The JS wrapper in pkg/readstat_wasm.js handles:
- Loading the
.wasmmodule - Providing minimal WASI and Emscripten import stubs
- Memory management (malloc/free for input bytes, free_string for output)
- Converting between JS types and wasm pointers
Troubleshooting
EMSDK must be set for Emscripten builds
Set the EMSDK environment variable to point to your emsdk installation directory. On macOS/Linux: export EMSDK=/path/to/emsdk. On Windows (PowerShell): $env:EMSDK = "C:\path\to\emsdk". On Windows (Git Bash): export EMSDK=C:/path/to/emsdk. The build script also attempts to auto-detect the emsdk root from your PATH, so simply having Emscripten activated may be sufficient.

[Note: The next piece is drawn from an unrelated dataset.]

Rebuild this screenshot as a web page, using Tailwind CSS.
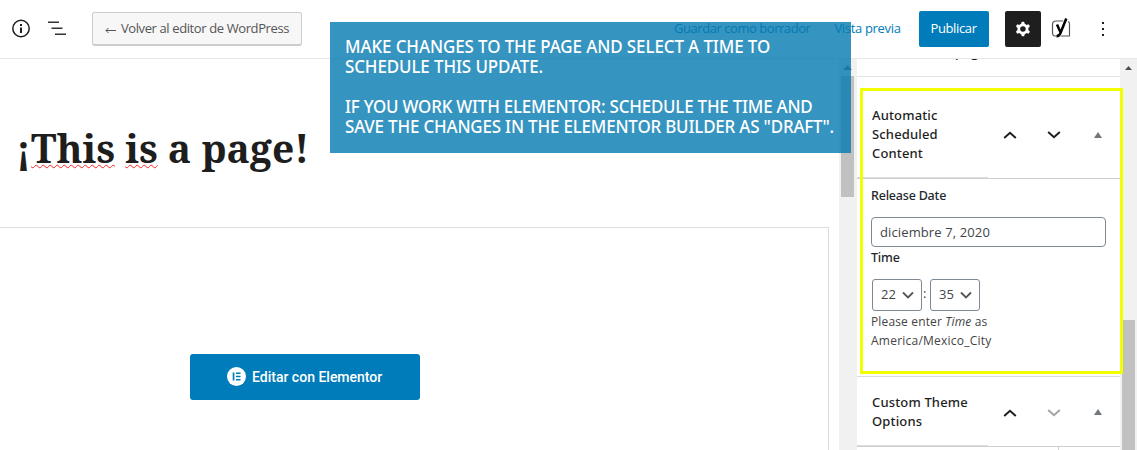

error: linking with emcc failed / undefined symbol: main
Make sure you’re building from crates/readstat-wasm/ (not the repo root). The .cargo/config.toml in that directory provides the necessary linker flags.
The command line is too long (Windows)
This was a known issue when building all ReadStat C source files for the Emscripten target. It has been fixed — the build script now compiles only the SAS format sources for Emscripten builds, keeping the archiver command within Windows’ command-line length limit.